I’d never really pondered icebergs before. Yes, I knew a sea full of hulking bergs caused the Titanic to go down. But since I never encounter those icy chunks in my daily life, I rarely thought about them. This is, until a PR colleague from Newfoundland told me about Iceberg Alley.
Every spring, 25,000 to 40,000 icebergs split away from glaciers in western Greenland. Eventually, they drift past Newfoundland’s east coast, dubbed Iceberg Alley. You can watch their impressive migration from a number of spots in this Canadian maritime province, generally in spring and early summer.

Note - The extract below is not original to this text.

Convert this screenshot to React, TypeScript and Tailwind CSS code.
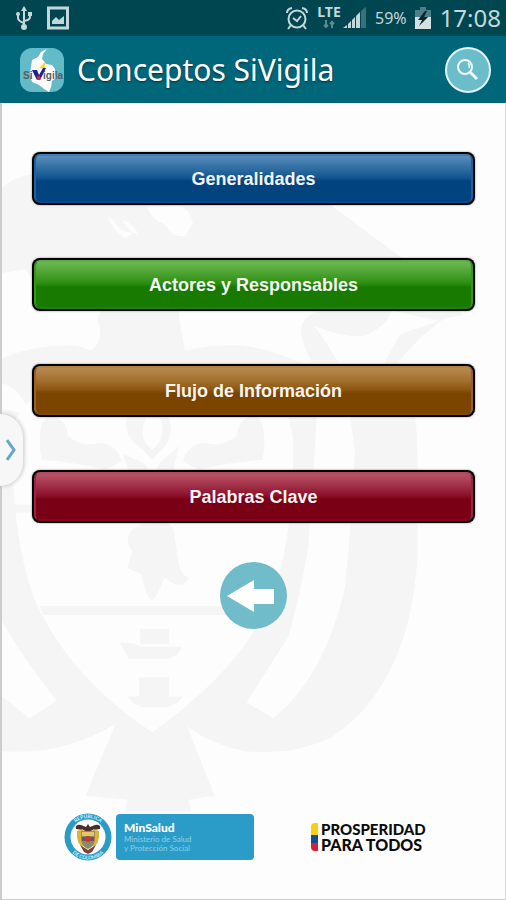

Interestingly, icebergs were the bane of the area’s cod fishermen for decades. But when the cod industry collapsed in the 1980s due to overfishing, Newfoundlanders turned to their next biggest resource: ice. If cod could no longer keep their economy afloat, perhaps these icy behemoths could, via tourism. And that’s exactly what happened.
Visiting Iceberg Alley
Today, Newfoundland hosts an annual Iceberg Festival in the city of St. Anthony, and creative locals produce Iceberg beer. Some restaurants and bars use bits of the glacial ice in their drinks, but it’s not just for show. No, these smaller “bergy bits,” as they’re called, melt much more slowly than regular ice. There are also a slew of tourism companies that take visitors out in the water on berg-hunting expeditions. All of this sounded quite novel and exciting to me. So I grabbed my husband and off we went.
You can read about our experience in the story above. But I’ll tell you this – it was a very cool (no pun intended) experience. The ice chunks come in varied shapes and sizes, and in stunning blue and green hues. They’re just gorgeous, whether viewed from the land or sea.